▶ **AIM**
Quote the listing below in full and exactly as written, but omit every picture.
........
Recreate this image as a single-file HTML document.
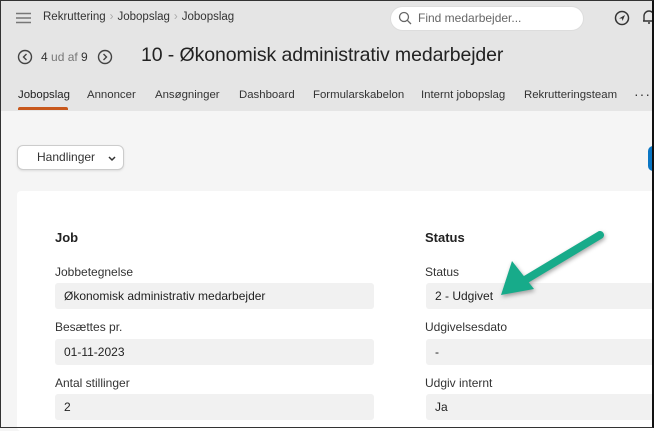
<!DOCTYPE html><html><head><style>
body{margin:0;width:654px;height:428px;overflow:hidden;font-family:"Liberation Sans",sans-serif;background:#f5f5f5;position:relative}
.frame{position:absolute;inset:0;border:1px solid #333;border-right:2px solid #111;box-sizing:border-box;pointer-events:none;z-index:9}
.hdr{position:absolute;left:0;top:0;width:654px;height:111px;background:#e5e5e5}
.t{position:absolute;white-space:nowrap;color:#333}
.tab{position:absolute;white-space:nowrap;color:#333;font-size:11.4px;top:89px}
.card{position:absolute;left:17px;top:191px;width:640px;height:240px;background:#fff;border-radius:4px}
.lbl{position:absolute;font-size:12px;color:#333}
.fld{position:absolute;height:26px;background:#f1f1f1;border-radius:3px;font-size:12px;color:#222;line-height:26px;padding-left:9px;box-sizing:border-box}
.sep{color:#aaa;margin:0 4px}
</style></head><body>
<div class="hdr"></div>
<svg style="position:absolute;left:16px;top:12px" width="16" height="12"><path d="M0 1.5H15M0 6H15M0 10.5H15" stroke="#777" stroke-width="1.6"/></svg>
<div class="t" style="left:43px;top:11px;font-size:11.5px">Rekruttering<span class="sep">›</span>Jobopslag<span class="sep">›</span>Jobopslag</div>
<div style="position:absolute;left:390px;top:6px;width:194px;height:25px;background:#fff;border:1px solid #ddd;border-radius:13px;box-sizing:border-box"></div>
<svg style="position:absolute;left:398px;top:11px" width="14" height="14"><circle cx="6" cy="6" r="4.5" fill="none" stroke="#666" stroke-width="1.3"/><path d="M9.3 9.3L13 13" stroke="#666" stroke-width="1.3"/></svg>
<div class="t" style="left:418px;top:11px;font-size:12px;color:#666">Find medarbejder...</div>
<svg style="position:absolute;left:614px;top:10px" width="16" height="16"><circle cx="8" cy="8" r="6.5" fill="none" stroke="#333" stroke-width="1.5"/><path d="M5 8.5L11 5L8.5 11L8 8.5Z" fill="#333"/></svg>
<svg style="position:absolute;left:642px;top:9px" width="14" height="16"><path d="M2 12V7A5 5 0 0 1 12 7V12H1M6 14H8" fill="none" stroke="#333" stroke-width="1.4"/></svg>
<svg style="position:absolute;left:17px;top:49px" width="16" height="16"><circle cx="8" cy="8" r="6.5" fill="none" stroke="#444" stroke-width="1.4"/><path d="M9.5 5L6.5 8L9.5 11" fill="none" stroke="#444" stroke-width="1.4"/></svg>
<div class="t" style="left:41px;top:50px;font-size:12px">4 <span style="color:#777">ud af</span> 9</div>
<svg style="position:absolute;left:97px;top:49px" width="16" height="16"><circle cx="8" cy="8" r="6.5" fill="none" stroke="#444" stroke-width="1.4"/><path d="M6.5 5L9.5 8L6.5 11" fill="none" stroke="#444" stroke-width="1.4"/></svg>
<div class="t" style="left:141px;top:44px;font-size:19.5px;color:#222;letter-spacing:-0.1px">10 - Økonomisk administrativ medarbejder</div>
<div class="tab" style="left:18px;color:#222">Jobopslag</div>
<div style="position:absolute;left:18px;top:107px;width:50px;height:3px;background:#c8581c;border-radius:2px 2px 0 0"></div>
<div class="tab" style="left:87px">Annoncer</div>
<div class="tab" style="left:155px">Ansøgninger</div>
<div class="tab" style="left:239px">Dashboard</div>
<div class="tab" style="left:313px">Formularskabelon</div>
<div class="tab" style="left:421px">Internt jobopslag</div>
<div class="tab" style="left:524px">Rekrutteringsteam</div>
<div class="t" style="left:634px;top:86px;font-size:14px;letter-spacing:1px">···</div>
<div style="position:absolute;left:17px;top:145px;width:107px;height:25px;background:#fff;border:1px solid #ccc;border-radius:6px;box-sizing:border-box;box-shadow:0 1px 2px rgba(0,0,0,.1)"></div>
<div class="t" style="left:37px;top:150px;font-size:12px">Handlinger</div>
<svg style="position:absolute;left:108px;top:156px" width="8" height="6"><path d="M1 1L4 4L7 1" fill="none" stroke="#333" stroke-width="1.5"/></svg>
<div style="position:absolute;left:648px;top:146px;width:12px;height:25px;background:#0a76c4;border-radius:5px"></div>
<div class="card"></div>
<div class="t" style="left:55px;top:230px;font-size:13px;font-weight:bold;color:#222">Job</div>
<div class="t" style="left:425px;top:230px;font-size:13px;font-weight:bold;color:#222">Status</div>
<div class="lbl" style="left:55px;top:265px">Jobbetegnelse</div>
<div class="fld" style="left:55px;top:283px;width:319px">Økonomisk administrativ medarbejder</div>
<div class="lbl" style="left:55px;top:320px">Besættes pr.</div>
<div class="fld" style="left:55px;top:339px;width:319px">01-11-2023</div>
<div class="lbl" style="left:55px;top:376px">Antal stillinger</div>
<div class="fld" style="left:55px;top:394px;width:319px">2</div>
<div class="lbl" style="left:425px;top:265px">Status</div>
<div class="fld" style="left:426px;top:283px;width:240px">2 - Udgivet</div>
<div class="lbl" style="left:425px;top:320px">Udgivelsesdato</div>
<div class="fld" style="left:426px;top:339px;width:240px">-</div>
<div class="lbl" style="left:425px;top:376px">Udgiv internt</div>
<div class="fld" style="left:426px;top:394px;width:240px">Ja</div>
<svg style="position:absolute;left:490px;top:225px;filter:drop-shadow(1px 2px 2px rgba(0,0,0,.35))" width="125" height="80"><path d="M110 10L30 58" stroke="#17ab8a" stroke-width="8" stroke-linecap="round"/><path d="M11 70L22 36L44 64Z" fill="#17ab8a"/></svg>
<div class="frame"></div>
</body></html>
........
▶ **TASK OUTPUT**
Recreate this image as a single-file HTML document.
<!DOCTYPE html><html><head><style>
body{margin:0;width:654px;height:428px;overflow:hidden;font-family:"Liberation Sans",sans-serif;background:#f5f5f5;position:relative}
.frame{position:absolute;inset:0;border:1px solid #333;border-right:2px solid #111;box-sizing:border-box;pointer-events:none;z-index:9}
.hdr{position:absolute;left:0;top:0;width:654px;height:111px;background:#e5e5e5}
.t{position:absolute;white-space:nowrap;color:#333}
.tab{position:absolute;white-space:nowrap;color:#333;font-size:11.4px;top:89px}
.card{position:absolute;left:17px;top:191px;width:640px;height:240px;background:#fff;border-radius:4px}
.lbl{position:absolute;font-size:12px;color:#333}
.fld{position:absolute;height:26px;background:#f1f1f1;border-radius:3px;font-size:12px;color:#222;line-height:26px;padding-left:9px;box-sizing:border-box}
.sep{color:#aaa;margin:0 4px}
</style></head><body>
<div class="hdr"></div>
<svg style="position:absolute;left:16px;top:12px" width="16" height="12"><path d="M0 1.5H15M0 6H15M0 10.5H15" stroke="#777" stroke-width="1.6"/></svg>
<div class="t" style="left:43px;top:11px;font-size:11.5px">Rekruttering<span class="sep">›</span>Jobopslag<span class="sep">›</span>Jobopslag</div>
<div style="position:absolute;left:390px;top:6px;width:194px;height:25px;background:#fff;border:1px solid #ddd;border-radius:13px;box-sizing:border-box"></div>
<svg style="position:absolute;left:398px;top:11px" width="14" height="14"><circle cx="6" cy="6" r="4.5" fill="none" stroke="#666" stroke-width="1.3"/><path d="M9.3 9.3L13 13" stroke="#666" stroke-width="1.3"/></svg>
<div class="t" style="left:418px;top:11px;font-size:12px;color:#666">Find medarbejder...</div>
<svg style="position:absolute;left:614px;top:10px" width="16" height="16"><circle cx="8" cy="8" r="6.5" fill="none" stroke="#333" stroke-width="1.5"/><path d="M5 8.5L11 5L8.5 11L8 8.5Z" fill="#333"/></svg>
<svg style="position:absolute;left:642px;top:9px" width="14" height="16"><path d="M2 12V7A5 5 0 0 1 12 7V12H1M6 14H8" fill="none" stroke="#333" stroke-width="1.4"/></svg>
<svg style="position:absolute;left:17px;top:49px" width="16" height="16"><circle cx="8" cy="8" r="6.5" fill="none" stroke="#444" stroke-width="1.4"/><path d="M9.5 5L6.5 8L9.5 11" fill="none" stroke="#444" stroke-width="1.4"/></svg>
<div class="t" style="left:41px;top:50px;font-size:12px">4 <span style="color:#777">ud af</span> 9</div>
<svg style="position:absolute;left:97px;top:49px" width="16" height="16"><circle cx="8" cy="8" r="6.5" fill="none" stroke="#444" stroke-width="1.4"/><path d="M6.5 5L9.5 8L6.5 11" fill="none" stroke="#444" stroke-width="1.4"/></svg>
<div class="t" style="left:141px;top:44px;font-size:19.5px;color:#222;letter-spacing:-0.1px">10 - Økonomisk administrativ medarbejder</div>
<div class="tab" style="left:18px;color:#222">Jobopslag</div>
<div style="position:absolute;left:18px;top:107px;width:50px;height:3px;background:#c8581c;border-radius:2px 2px 0 0"></div>
<div class="tab" style="left:87px">Annoncer</div>
<div class="tab" style="left:155px">Ansøgninger</div>
<div class="tab" style="left:239px">Dashboard</div>
<div class="tab" style="left:313px">Formularskabelon</div>
<div class="tab" style="left:421px">Internt jobopslag</div>
<div class="tab" style="left:524px">Rekrutteringsteam</div>
<div class="t" style="left:634px;top:86px;font-size:14px;letter-spacing:1px">···</div>
<div style="position:absolute;left:17px;top:145px;width:107px;height:25px;background:#fff;border:1px solid #ccc;border-radius:6px;box-sizing:border-box;box-shadow:0 1px 2px rgba(0,0,0,.1)"></div>
<div class="t" style="left:37px;top:150px;font-size:12px">Handlinger</div>
<svg style="position:absolute;left:108px;top:156px" width="8" height="6"><path d="M1 1L4 4L7 1" fill="none" stroke="#333" stroke-width="1.5"/></svg>
<div style="position:absolute;left:648px;top:146px;width:12px;height:25px;background:#0a76c4;border-radius:5px"></div>
<div class="card"></div>
<div class="t" style="left:55px;top:230px;font-size:13px;font-weight:bold;color:#222">Job</div>
<div class="t" style="left:425px;top:230px;font-size:13px;font-weight:bold;color:#222">Status</div>
<div class="lbl" style="left:55px;top:265px">Jobbetegnelse</div>
<div class="fld" style="left:55px;top:283px;width:319px">Økonomisk administrativ medarbejder</div>
<div class="lbl" style="left:55px;top:320px">Besættes pr.</div>
<div class="fld" style="left:55px;top:339px;width:319px">01-11-2023</div>
<div class="lbl" style="left:55px;top:376px">Antal stillinger</div>
<div class="fld" style="left:55px;top:394px;width:319px">2</div>
<div class="lbl" style="left:425px;top:265px">Status</div>
<div class="fld" style="left:426px;top:283px;width:240px">2 - Udgivet</div>
<div class="lbl" style="left:425px;top:320px">Udgivelsesdato</div>
<div class="fld" style="left:426px;top:339px;width:240px">-</div>
<div class="lbl" style="left:425px;top:376px">Udgiv internt</div>
<div class="fld" style="left:426px;top:394px;width:240px">Ja</div>
<svg style="position:absolute;left:490px;top:225px;filter:drop-shadow(1px 2px 2px rgba(0,0,0,.35))" width="125" height="80"><path d="M110 10L30 58" stroke="#17ab8a" stroke-width="8" stroke-linecap="round"/><path d="M11 70L22 36L44 64Z" fill="#17ab8a"/></svg>
<div class="frame"></div>
</body></html>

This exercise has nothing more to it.